Ten years ago, the road signs on the fringes of Edinburgh featured a logo proclaiming the Scottish capital to be the "Festival City". This was a bold claim for a town which used to take pride in its joylessness, but not without merit. Rare is the month in the Edinburgh calendar when a festival of some sort is not taking place. But these days, the road signs have a different slogan. Edinburgh, they say, is "Inspiring Capital". Not, please note, "an inspiring capital". This slogan, I assume, refers to the golden years of the economic boom, when Sir Fred Goodwin and his merry bandits were making unwise investments with imaginary money and building monstrous headquarters' and bridges to nowhere on the western fringes of Edinburgh. I think, in the interests of decency, the council should come up with a new catch-phrase.

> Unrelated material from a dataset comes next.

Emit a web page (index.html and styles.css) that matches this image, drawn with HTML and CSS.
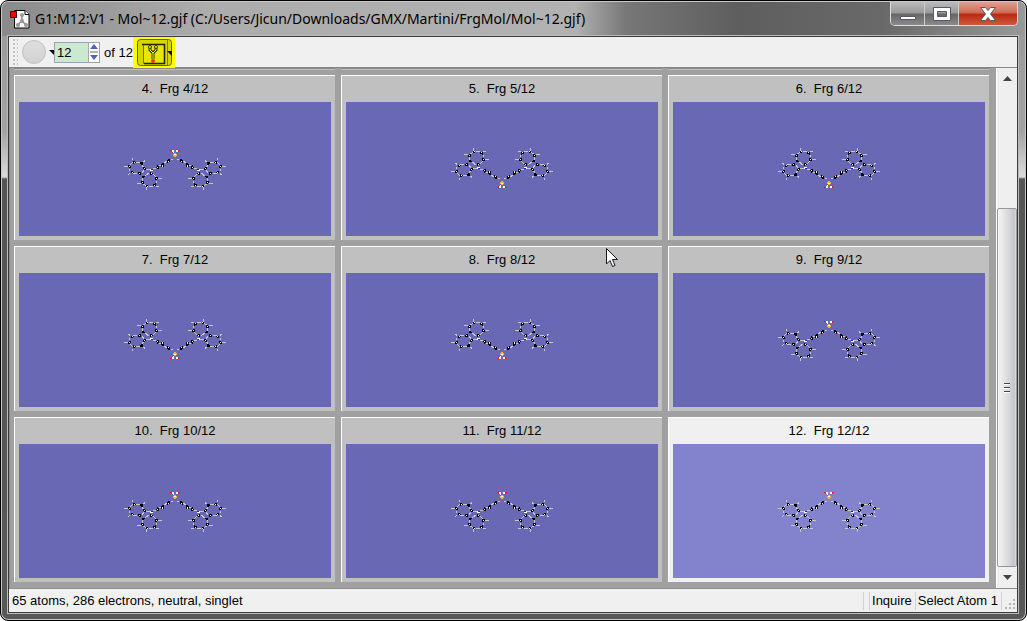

I am, I realise, digressing. But at the risk of turning metaphysical, there is a different energy in Edinburgh these days. The cold architecture of the banking boom now looks jaded and unwelcoming, while the centre of the city has been reduced to roadworks in the service of the tram. In glamorous Dumbiedykes, Mr Donald Dewar's Casa Popurului has bedded in nicely, and is now indistinguishable from the award-winning council schemes which surround it. The architect, Mr Miralles, is posthumously-revealed as a master of stained concrete. (I would have preferred pebbledash, but no matter).
On questions of substance, I am less sure. The Senior Retainer, Mr Alex Salmond, seems comfortable as the Ego of The Nation, and does a good job of cheerleading and empathising with the victims of catastrophes, natural and man-made, for which he is never to blame. He inhabits the role in a way that Messrs McLeish and McConnell did not, despite his belief that speaking in the vernacular is a valid substitute for substantive action. Still, a decade-on, it is a matter of regret that the parliament has failed to cultivate a politician of serious standing. Miss Wendy Alexander is retired and tending to her twins. Mr Tommy Sheridan awaits further examination in the courts, and has exhausted his popular appeal in the Big Brother house. About the rest, I know little, except that when they speak I am possessed by the urge to run, toot-sweet, for the Pentlands. It is, I think, a failure of devolution that its political class can, on a good day, be classed as jumped-up cooncillors, and, on a bad one, numpties.
And what of the electorate, those poor fools known by Mr Salmond's diminutive deputy, Miss Nicola Sturgeon, as "the Scorrish people"? Well, the Scorrish people seem happy with the glottal-stopping gobstopper of Scorrish nationalism, as long as they do not have to pay for it.
This nationalism is not imaginary, the Scorrish really are coming. There are kilts everywhere, and the people are fatter, physically and metaphorically. Edinburghers now look like Glaswegians, with their nuclear tans and their designer clothes stretched tight over lardy frames. The national football team has lost all ambition, while the nation has abandoned its newspapers, which themselves have lapsed into localism, with predictably dire results. Radio Scotland is in decline, though no one in broadcasting has yet dared to suggest that this might be related to the fact that its output is similar, if not inferior, to an eavesdropped mobile phone conversation on the number 27 bus. River City continues, and the posthumous reputation of Garnock Way is enhanced.
On that note, I will pause. I have more to say, but lack the energy to say it.